8942. PEOPLE, res, v. MICHAEL TOLIVER, def-ap — Robert S. Dean, Center for Appellate Litigation, New York (Bruce D. Austern of counsel), for ap — MICHAEL TOLIVER, APPELLANT PRO SE. Cyrus R. Vance, Jr., District Attorney, New York (Ryan Gee of counsel), for res — Judgment, Supreme Court, New York County (Bonnie G. Wittner, J.), rendered September 13, 2010, convicting defendant, after a jury trial, of failure to verify registration information under the Sex Offender Registration Act (Correction Law art 6-C) (three counts) and failure to verify annual registration information under that Act, and sentencing him to an aggregate term of 2 1/3 to 7 years, unanimously affirmed.

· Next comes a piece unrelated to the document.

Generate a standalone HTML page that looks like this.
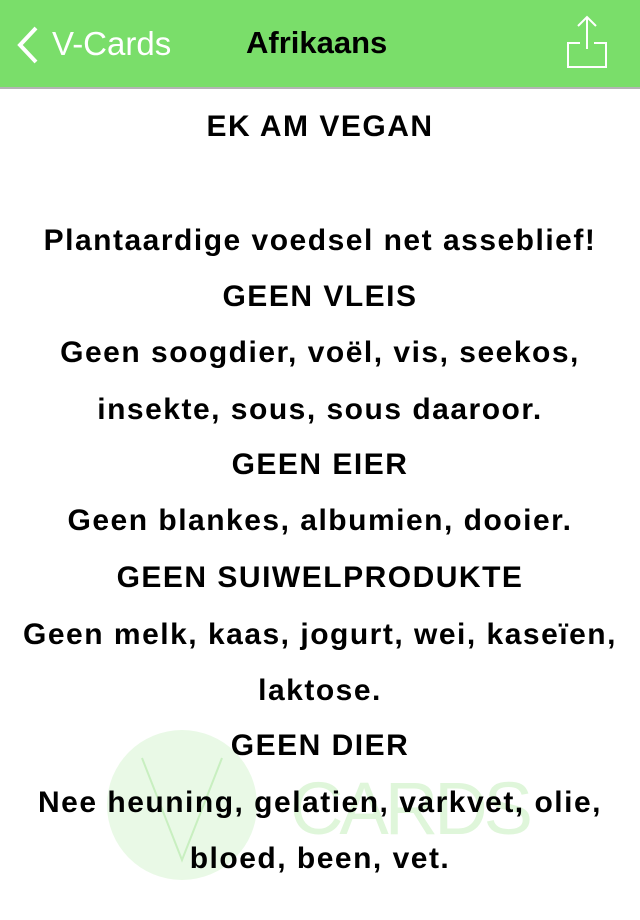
<html><head><style>
body{margin:0;width:640px;height:920px;background:#fff;overflow:hidden;position:relative;font-family:"Liberation Sans",sans-serif}
.hdr{position:absolute;top:0;left:0;width:640px;height:87px;background:#7ade6a;border-bottom:2px solid #b4b4b4}
.t{position:absolute;left:0;width:640px;text-align:center;font-weight:bold;font-size:30px;letter-spacing:1.5px;color:#000;line-height:56px;z-index:2;white-space:nowrap}
</style></head><body>
<div class="hdr">
<svg style="position:absolute;left:14px;top:25px" width="28" height="40"><path d="M22 3 L6 20 L22 37" stroke="#fff" stroke-width="4" fill="none"/></svg>
<div style="position:absolute;left:52px;top:25px;font-size:33px;color:#fff">V-Cards</div>
<div style="position:absolute;left:246px;top:25px;font-size:31px;font-weight:bold;color:#000">Afrikaans</div>
<svg style="position:absolute;left:565px;top:14px" width="44" height="56"><path d="M15 29 H3 V53 H41 V29 H29" stroke="#fff" stroke-width="2" fill="none"/><path d="M22 3 V35 M13 12 L22 3 L31 12" stroke="#fff" stroke-width="2" fill="none"/></svg>
</div>
<svg style="position:absolute;left:0;top:0;z-index:1" width="640" height="920">
<circle cx="182" cy="805" r="75" fill="#e9f9e6"/>
<path d="M142 758 L182 860 L222 758" stroke="#c8efc0" stroke-width="2" fill="none"/>
<text x="290" y="834" font-family="Liberation Sans" font-size="74" fill="#dff6da" textLength="243">CARDS</text>
</svg>
<div class="t" style="top:99px">EK AM VEGAN</div>
<div class="t" style="top:213px">Plantaardige voedsel net asseblief!</div>
<div class="t" style="top:269px">GEEN VLEIS</div>
<div class="t" style="top:325px">Geen soogdier, voël, vis, seekos,</div>
<div class="t" style="top:382px">insekte, sous, sous daaroor.</div>
<div class="t" style="top:437px">GEEN EIER</div>
<div class="t" style="top:493px">Geen blankes, albumien, dooier.</div>
<div class="t" style="top:550px">GEEN SUIWELPRODUKTE</div>
<div class="t" style="top:607px">Geen melk, kaas, jogurt, wei, kaseïen,</div>
<div class="t" style="top:663px">laktose.</div>
<div class="t" style="top:718px">GEEN DIER</div>
<div class="t" style="top:775px">Nee heuning, gelatien, varkvet, olie,</div>
<div class="t" style="top:831px">bloed, been, vet.</div>
</body></html>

The court properly denied defendant's application pursuant to Batson v. Kentucky (476 US 79 [1986]). The record supports the court's finding that the nondiscriminatory reasons provided by the prosecutor for the challenges at issue were not pretextual. This determination, based primarily on the court's assessment of the challenging attorney's credibility, is entitled to great deference (see Snyder v. Louisiana, 552 US 472, 477 [2008]; People v. Hernandez, 75 NY2d 350 [1990], affd 500 US 352 [1991]). The prosecutor explained that she had challenged the three panelists at issue based, respectively, on their unusual clothing, educational background, and employment. The prosecutor was not required to show that these rationales were related to the facts of the case, and we find no basis to disturb the court's findings (see People v. Hecker, 15 NY3d 625, 656, 663-665 [2010]).

Defendant claims that the education-related explanation for one of the challenges was pretextual because, in a later round of jury selection after the Batson application had been denied, the prosecutor did not challenge another prospective juror with the same educational level. However, defendant did not make that claim at trial, and the prosecutor had no opportunity to explain the alleged disparity. We decline to review this unpreserved argument in the interest of justice. As an alternative holding, we find that the record does not support a claim of disparate treatment by the prosecutor of similarly situated panelists.

The court properly exercised its discretion in denying defendant's challenge for cause to a prospective juror, as she never said anything that would "cast serious doubt on [her] ability to render an impartial verdict" (People v. Arnold, 96 NY2d 358, 363 [2001]). Viewed in context, any uncertainty she expressed related only to a purely hypothetical situation.

Defendant's pro se claims are without merit.

This constitutes the decision and order of the Supreme Court, Appellate Division, First Department.